When a potential client says they're not ready to move forward yet, it's tempting to push harder or assume you've lost them. But timing objections in first meetings are rarely rejections—they're signals about where the prospect stands in their decision-making process. The advisors who stay top-of-mind are the ones who respect that process while offering genuine value along the way.
Why This Happens
Timing objections emerge when prospects feel overwhelmed by the complexity of financial decisions, lack clarity on their own goals, or need to coordinate with others before committing. They may also be testing whether you'll respect their boundaries or become another pushy salesperson.

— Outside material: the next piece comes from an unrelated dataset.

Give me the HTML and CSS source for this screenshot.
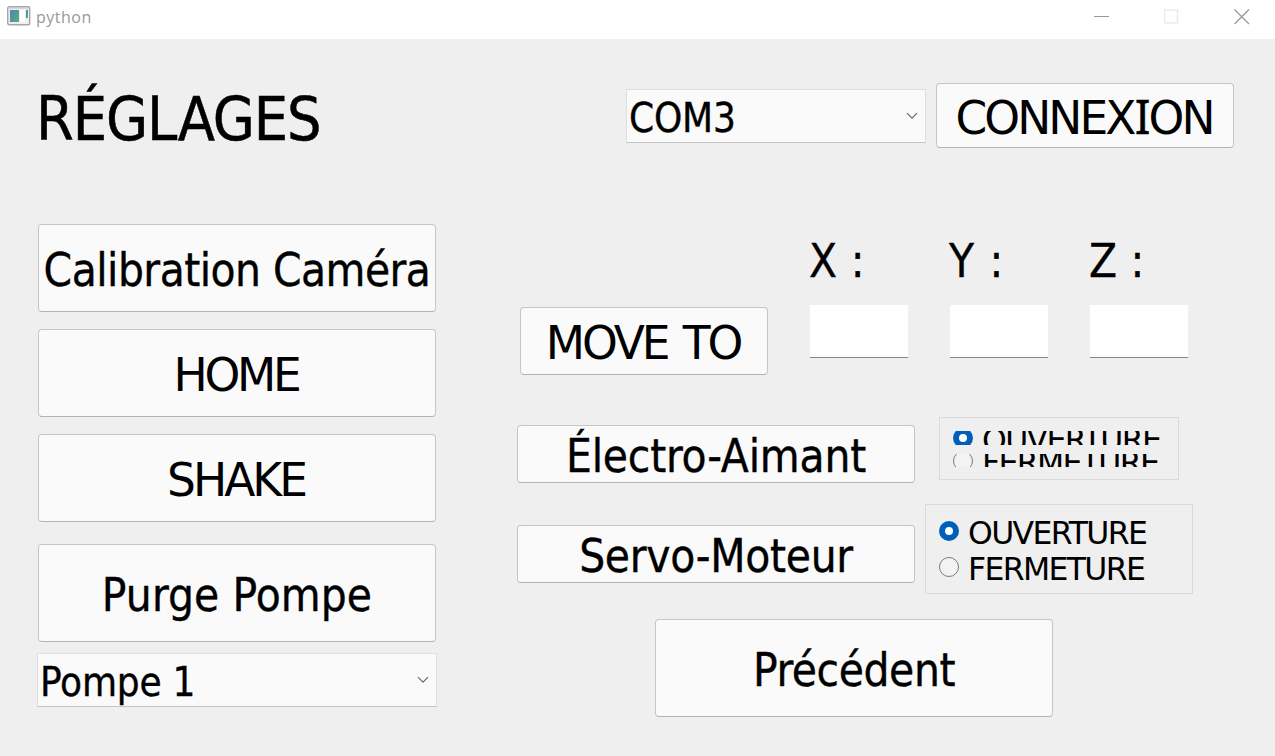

This objection isn't about you—it's about their internal readiness and the number of moving pieces they're managing in their financial life.
The Psychology Behind the Objection
Decision paralysis stems from the fear of making the wrong choice when stakes feel high. When prospects say "not now," they're often protecting themselves from committing before they feel confident. The psychological principle at play is status quo bias—people default to inaction when uncertain because doing nothing feels safer than making a potentially costly mistake. Your role is to reduce that uncertainty, not add pressure that reinforces it.
How to Handle It
Acknowledge their timeline without judgment. Ask what needs to happen before they'd feel ready to move forward—this reveals the real obstacles. Offer specific, low-commitment resources that help them prepare, whether that's analyzing their current financial situation or connecting them with other professionals they need to consult. Establish a follow-up cadence they control, not one you impose. The goal is to be helpful in their process, not to hijack it with your timeline.
Example Script You Can Use
I completely understand—financial planning is a big decision, and it makes sense to take the time you need. Can I ask what needs to happen before you'd feel ready to move forward? Is it getting clarity on your goals, talking with your spouse, or something else? I'm happy to provide some resources that might help you prepare, and we can touch base whenever you're ready. Would it be helpful if I checked in with you in a month, or would you prefer to reach out when the timing feels right?
Key Takeaway
Timing objections are invitations to support, not obstacles to overcome. When you respect their process and offer value without pressure, you become the advisor they remember when they are ready. The best follow-up strategy isn't persistence—it's being genuinely useful in the meantime.
The Mindreader Advantage
The most successful advisors don't just respect timing—they adapt their entire communication approach to match how each client processes decisions and manages change. With Mindreader's personality profiling, you understand whether your prospect needs more data before deciding, prefers to move quickly once convinced, or requires extensive relationship-building first. This insight lets you calibrate your follow-up strategy to their natural decision-making rhythm, not just your sales process.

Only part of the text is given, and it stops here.